We merely enhance `awaitF` to accept the third input,
and `pipeCase` to similarly handle the extra callback.
> liftYield :: YieldThen o next -> PipeF i o u next
> liftYield = L . L
>
> liftAwait :: AwaitU i u next -> PipeF i o u next
> liftAwait = L . R
>
> liftAbort :: Abort next -> PipeF i o u next
> liftAbort = R
>
> yieldF :: o -> next -> PipeF i o u next
> yieldF o next = liftYield $ Yield o :&: Then next
>
> awaitF :: (i -> next) -> (u -> next) -> next -> PipeF i o u next
> awaitF f g next = liftAwait $ Await f :&: Await g :&: Then next
>
> abortF :: PipeF i o u next
> abortF = liftAbort Abort
> pipeCase :: FreeF (PipeF i o u) r next
> -> a -- Abort
> -> (r -> a) -- Return
> -> (o -> next -> a) -- Yield
> -> ((i -> next) -> (u -> next) -> next -> a) -- Await
> -> a
> pipeCase (Wrap (R Abort))
> k _ _ _ = k
> pipeCase (Return r)
> _ k _ _ = k r
> pipeCase (Wrap (L (L (Yield o :&: Then next))))
> _ _ k _ = k o next
> pipeCase (Wrap (L (R (Await f :&: Await g :&: Then next))))
> _ _ _ k = k f g next
Pipe primitives
--------------------------------------------------
`awaitE` is no longer sufficient for our needs,
we need to extend our `await` primitive yet again.

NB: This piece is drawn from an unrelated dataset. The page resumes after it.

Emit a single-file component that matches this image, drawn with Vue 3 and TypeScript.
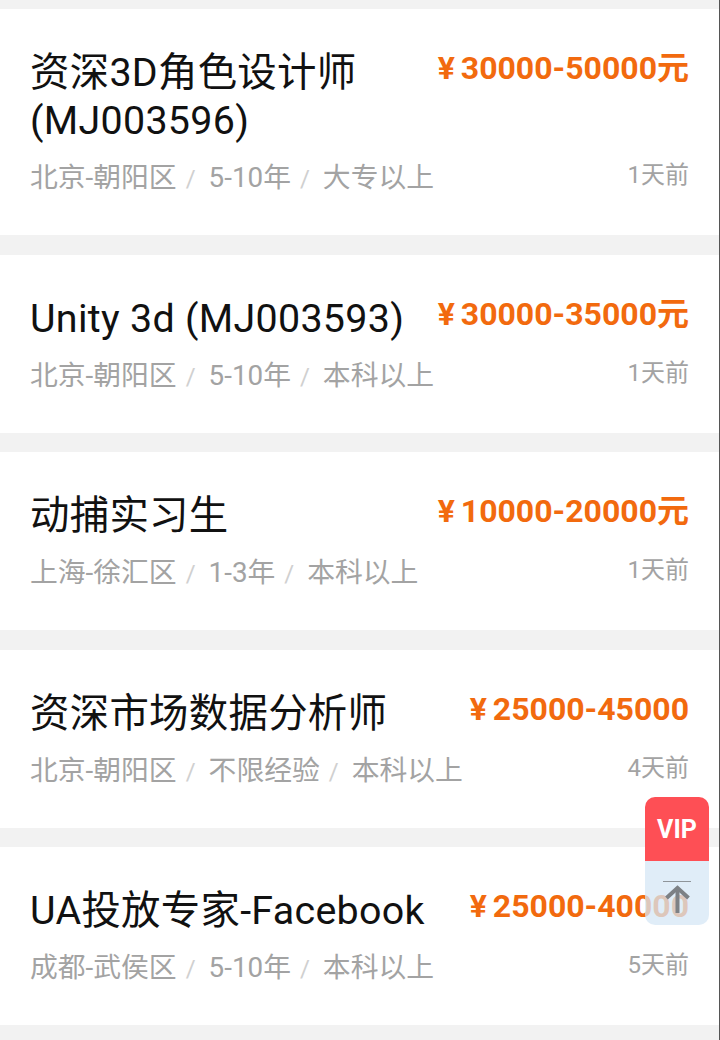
<template>
  <div class="page">
    <div v-for="job in jobs" :key="job.title" class="card">
      <div class="main">
        <div class="title">{{ job.title }}</div>
        <div class="meta">
          <template v-for="(m, i) in job.meta" :key="m">
            <span v-if="i > 0" class="sep">/</span>
            <span>{{ m }}</span>
          </template>
        </div>
      </div>
      <div class="side">
        <div class="salary"><span class="yen">¥</span>{{ job.salary }}</div>
        <div class="time">{{ job.time }}</div>
      </div>
    </div>
    <div class="float">
      <div class="vip">VIP</div>
      <div class="top">
        <svg width="34" height="36" viewBox="0 0 34 36">
          <path d="M3 1.5h28" stroke="#8f959a" stroke-width="1" fill="none" />
          <path d="M6.5 18 17.5 8l11 10" stroke="#7d8185" stroke-width="4" fill="none" />
          <path d="M17.5 9v24" stroke="#7d8185" stroke-width="4" fill="none" />
        </svg>
      </div>
    </div>
  </div>
</template>

<script setup lang="ts">
const jobs = [
  { title: "资深3D角色设计师(MJ003596)", meta: ["北京-朝阳区", "5-10年", "大专以上"], salary: "30000-50000元", time: "1天前" },
  { title: "Unity 3d (MJ003593)", meta: ["北京-朝阳区", "5-10年", "本科以上"], salary: "30000-35000元", time: "1天前" },
  { title: "动捕实习生", meta: ["上海-徐汇区", "1-3年", "本科以上"], salary: "10000-20000元", time: "1天前" },
  { title: "资深市场数据分析师", meta: ["北京-朝阳区", "不限经验", "本科以上"], salary: "25000-45000", time: "4天前" },
  { title: "UA投放专家-Facebook", meta: ["成都-武侯区", "5-10年", "本科以上"], salary: "25000-40000", time: "5天前" },
];
</script>

<style>
html, body { background: #f2f2f2; }
</style>

<style scoped>
.page {
  position: relative;
  height: 1040px;
  overflow: hidden;
  padding-top: 9px;
  box-sizing: border-box;
  background: #f2f2f2;
  border-right: 1px solid #555;
  display: flex;
  flex-direction: column;
  gap: 19.6px;
  font-family: Roboto, "Noto Sans CJK SC", sans-serif;
}
.card {
  display: flex;
  justify-content: space-between;
  background: #fff;
  padding: 39px 30px 37px 30px;
}
.main { width: 400px; }
.title {
  margin-top: 1px;
  font-size: 39.4px;
  letter-spacing: 0.3px;
  line-height: 48px;
  color: #111;
}
.meta {
  margin-top: 14px;
  font-size: 27.8px;
  line-height: 38px;
  color: #a3a3a3;
  white-space: nowrap;
}
.sep { margin: 0 13px 0 9px; color: #d0d0d0; font-size: 24px; }
.side {
  display: flex;
  flex-direction: column;
  align-items: flex-end;
  justify-content: space-between;
}
.salary {
  font-size: 32px;
  line-height: 40px;
  font-weight: 700;
  color: #f26a0e;
  white-space: nowrap;
}
.yen { margin-right: 6px; }
.time {
  font-size: 24px;
  line-height: 38px;
  margin-bottom: 4px;
  color: #a3a3a3;
}
.float {
  position: absolute;
  left: 645px;
  top: 797px;
  width: 64px;
  height: 128px;
  border-radius: 10px;
  overflow: hidden;
}
.vip {
  height: 64px;
  background: #fe4f55;
  color: #fff;
  font-size: 25px;
  font-weight: 700;
  text-align: center;
  line-height: 65px;
}
.top {
  height: 64px;
  background: rgba(214, 231, 245, 0.75);
  display: flex;
  justify-content: center;
  padding-top: 19px;
  box-sizing: border-box;
}
</style>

Where before we promised `Either u i`, we must now add
a third possibility: upstream abort. There is no additional
information associated with this, so let's use a `Maybe`:
`Nothing` will signal that an `abort` has occurred upstream.
We therefore have 3 choices: `Maybe (Either u i)`,
`Either (Maybe u) i`, or `Either u (Maybe i)`.
I like the second choice, because we can preserve `Left`
as signaling upstream termination, whether that be
an `abort` or a `return`.
> tryAwait :: Monad m => Pipe i o u m (Either (Maybe u) i)
> tryAwait = liftF $ awaitF Right (Left . Just) (Left Nothing)
>
> yield :: Monad m => o -> Pipe i o u m ()
> yield b = liftF $ yieldF b ()
>
> abort :: Monad m => Pipe i o u m r
> abort = liftF abortF
Pipe composition
--------------------------------------------------
The changes to pipe composition are minimal:
when downstream awaits on upstream,
and upstream aborts, then make use of the
provided callback.
> (<+<) :: Monad m => Pipe i' o u' m r -> Pipe i i' u m u' -> Pipe i o u m r
> p1 <+< p2 = FreeT $ do
> x1 <- runFreeT p1
> let p1' = FreeT $ return x1
> runFreeT $ pipeCase x1
> {- Abort -} (abort) -- upstream discarded
> {- Return -} (\r -> return r) -- upstream discarded
> {- Yield -} (\o next -> wrap $ yieldF o (next <+< p2))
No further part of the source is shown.